Reference for real analytic manifolds

Question

I'm trying to find a reference for some introduction to real analytic manifolds. I'm especially interested in the fact, that the set of regular points of an analytic function $F \colon M \to \mathbb{R}^n$ is open dense on a real analytic manifold $M$. By a regular point, I mean that the differential $d_xF \colon T_xM \to \mathbb{R}^n$ has maximal rank in $M$.

Answer 1

Let $\overline R$ be the closure of the set of points where $dF_x$ has full rank. If this is not everything, pick a point $x \in \partial \overline R$. Pick a real analytic chart around this point $x$; because the partial derivatives of real analytic functions are real analytic, $dF$ is real analytic. Supposing for notational convenience that $\dim M =n$ (though there is no reason to make this assumption), $\det(dF)$ is also an analytic function.

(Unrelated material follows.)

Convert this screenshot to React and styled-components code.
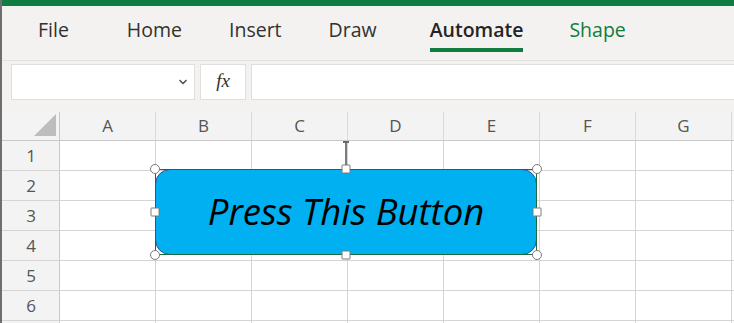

Because it is nonzero somewhere, it must be nonzero on a dense open set (in this chart) - otherwise there will be a point for which $\det(dF)$ vanishes in a small open set around it, and hence $dF$ vanishes everywhere by the identity theorem, contradicting the choice $x \in \partial \overline R$.

Note that there was no point here where we needed the codomain to be $\Bbb R^n$ as opposed to some other analytic manifold.